What did you pay for daycare? We use middle of the road daycare around here as far as expense goes. It's a preschool that also has a daycare component. 20 hours a week cost us 2500 a month for two kids. If it were full-time that would be very difficult. The care is the same price as a mortgage, but we don't get any of the deductions and credits lower income families get.
 
Old 04-07-2017, 08:13 AM
 
16,579 posts, read 20,715,742 times
Reputation: 26860
Quote:
Originally Posted by dizzybint View Post
hahaha yes all very grown up , but then I watched the grandkids doing their growing up.. first steps should actually be very important to any parent not one trying to hold on to memories, dont feel sad for me. be sad for the kids who are being brought up by others..and for the parent who will sit down in twenty years and cry..and they will...Going through some posts I am shocked to read some say that their kids getting hit with objects ,whips. switches, spoons paddles, one even said her three year old is too young yet so he gets a smack... so does that mean he has that switch , paddle or belt to look forward to like his older siblings... I know this is off topic but maybe some mothers are better out working if they resort to losing their temper and control in this way..
Who is crying?
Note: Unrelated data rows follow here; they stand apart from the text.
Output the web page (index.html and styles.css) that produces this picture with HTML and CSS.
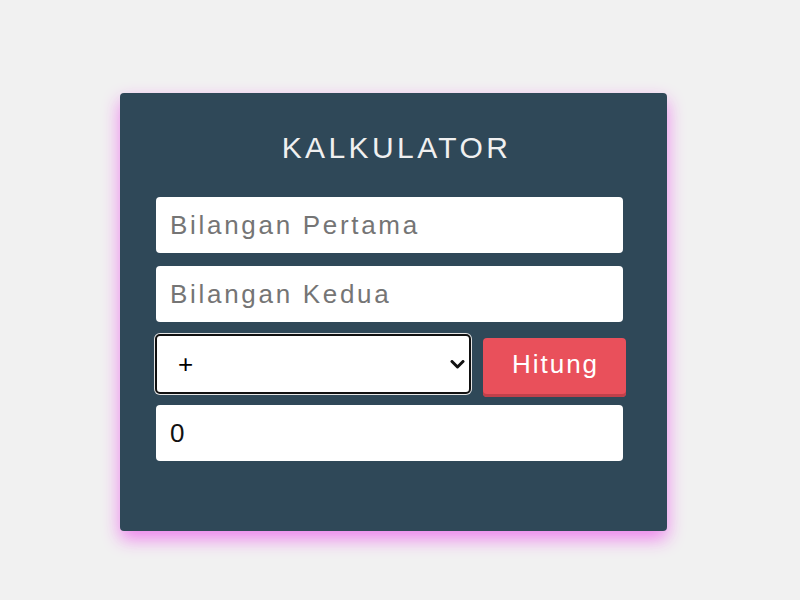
FILE: index.html
```html
<!DOCTYPE html>
<html>
<head>
<meta charset="utf-8">
<link rel="stylesheet" href="styles.css">
</head>
<body>
<div class="card">
  <h2 class="title">KALKULATOR</h2>
  <input class="field" type="text" placeholder="Bilangan Pertama">
  <input class="field" type="text" placeholder="Bilangan Kedua">
  <div class="row">
    <select class="op">
      <option>+</option>
      <option>-</option>
      <option>*</option>
      <option>/</option>
    </select>
    <button class="btn">Hitung</button>
  </div>
  <input class="field result" type="text" value="0">
</div>
</body>
</html>
```
FILE: styles.css
```css
html, body {
  margin: 0;
  padding: 0;
}
body {
  background: #f1f1f1;
  font-family: "Liberation Sans", Arial, sans-serif;
  padding: 93px 0 0 120px;
  height: 600px;
  box-sizing: border-box;
}
.card {
  width: 547px;
  height: 438px;
  box-sizing: border-box;
  background: #2f4858;
  border-radius: 4px;
  padding: 38px 0 0 36px;
  box-shadow: 0 8px 18px violet;
  display: flex;
  flex-direction: column;
}
.title {
  margin: 0 0 32px 0;
  padding-left: 3px;
  width: 475px;
  text-align: center;
  font-weight: normal;
  font-size: 30px;
  letter-spacing: 3.4px;
  line-height: 34px;
  color: #f0f0f0;
}
.field {
  width: 467px;
  height: 56px;
  box-sizing: border-box;
  border: none;
  border-radius: 4px;
  background: #fff;
  padding: 0 14px;
  font-family: "Liberation Sans", Arial, sans-serif;
  font-size: 26px;
  letter-spacing: 2.7px;
  color: #111;
  margin: 0 0 13px 0;
  outline: none;
}
.field::placeholder {
  color: #757575;
}
.row {
  display: flex;
  align-items: flex-start;
  margin: -2px 0 8px -1px;
}
.op {
  -webkit-appearance: none;
  appearance: none;
  width: 316px;
  height: 60px;
  box-sizing: border-box;
  border: 2px solid #111;
  border-radius: 5px;
  box-shadow: 0 0 0 1px #e6e6e6;
  background: #fff url("data:image/svg+xml,%3Csvg xmlns='http://www.w3.org/2000/svg' width='15' height='9' viewBox='0 0 15 9'%3E%3Cpath d='M2 1.5 L7.5 7 L13 1.5' fill='none' stroke='%23111' stroke-width='3' stroke-linecap='round' stroke-linejoin='round'/%3E%3C/svg%3E") no-repeat right 4px center;
  font-family: "Liberation Sans", Arial, sans-serif;
  font-size: 26px;
  color: #000;
  padding: 0 12px 0 21px;
  margin: 1px 0 0 0;
  outline: none;
}
.btn {
  margin: 5px 0 0 12px;
  width: 143px;
  height: 59px;
  box-sizing: border-box;
  border: none;
  border-radius: 4px;
  background: #e9505b;
  box-shadow: inset 0 -3px 0 #c0404a;
  color: #fff;
  font-family: "Liberation Sans", Arial, sans-serif;
  font-size: 26px;
  letter-spacing: 2px;
  padding: 0 0 6px 2px;
}
.result {
  margin: 0;
  letter-spacing: 0;
}
```
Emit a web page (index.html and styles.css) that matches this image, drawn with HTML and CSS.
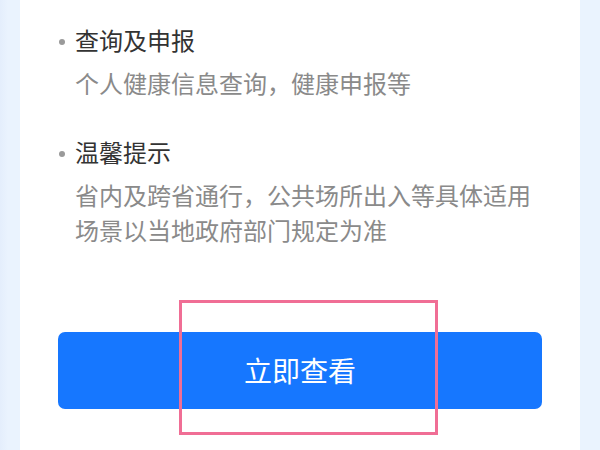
FILE: index.html
```html
<!DOCTYPE html>
<html lang="zh-CN">
<head>
<meta charset="utf-8">
<title>健康服务</title>
<link rel="stylesheet" href="styles.css">
</head>
<body>
<div class="page">
  <div class="card">
    <ul class="list">
      <li class="item">
        <div class="item-title">查询及申报</div>
        <div class="item-desc">个人健康信息查询，健康申报等</div>
      </li>
      <li class="item">
        <div class="item-title">温馨提示</div>
        <div class="item-desc">省内及跨省通行，公共场所出入等具体适用场景以当地政府部门规定为准</div>
      </li>
    </ul>
    <button class="btn" type="button">立即查看</button>
  </div>
  <div class="highlight"></div>
</div>
</body>
</html>
```

FILE: styles.css
```css
* { box-sizing: border-box; }
html, body { margin: 0; padding: 0; }
body {
  font-family: "Noto Sans CJK SC", "Noto Sans", sans-serif;
  background: #e9f2fe;
}
.page {
  position: relative;
  width: 600px;
  height: 450px;
  overflow: hidden;
  background: linear-gradient(90deg, #e4eefc 0, #eaf3fe 8px, #eaf3fe 100%);
  padding: 0 20px;
}
.card {
  background: #ffffff;
  height: 450px;
  padding: 22px 38px 0;
  display: flex;
  flex-direction: column;
}
.list {
  list-style: none;
  margin: 0;
  padding: 0;
  display: flex;
  flex-direction: column;
  gap: 34px;
}
.item-title {
  display: flex;
  align-items: center;
  font-size: 24px;
  line-height: 36px;
  color: #333333;
}
.item-title::before {
  content: "";
  width: 6px;
  height: 6px;
  border-radius: 50%;
  background: #9a9a9a;
  margin-left: 1px;
  margin-right: 10px;
  transform: translateY(2px);
  flex: none;
}
.item-desc {
  margin-top: 7px;
  padding-left: 17px;
  font-size: 24px;
  line-height: 35px;
  color: #8a8a8a;
}
.btn {
  margin-top: 85px;
  height: 77px;
  width: 100%;
  border: none;
  border-radius: 7px;
  background: #1677ff;
  color: #ffffff;
  font-family: "Noto Sans CJK SC", "Noto Sans", sans-serif;
  font-size: 28px;
  line-height: 77px;
  padding: 0;
}
.highlight {
  position: absolute;
  left: 179px;
  top: 300px;
  width: 259px;
  height: 135px;
  border: 3px solid #f06e95;
}
```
I know I'm not and my daughter went into daycare as an infant. I know lots of working mothers whose kids were in daycare and none of them are crying either. Where are all these miserable women? Have you met any?

And what's up with talking about corporal punishment? What does that have to do with whether a child has a SAHP or not? Are you saying that when both parents work outside the home that they are more likely to hit their children?
 
Old 04-07-2017, 08:13 AM
 
1,347 posts, read 946,183 times
Reputation: 3958
Quote:
Originally Posted by Katarina Witt View Post
Oh, let the parents have their memories, too! That's happened with my kids, too, and it's just that different things are important to different people.
Oh, I totally agree. My point was that kids and parents don't have an exact overlapping set of memories, so the notion that the kids are somehow harmed if the parent doesn't remember or can't track their every first [fill in the blank] is unfounded. As you said, everyone treasures something different.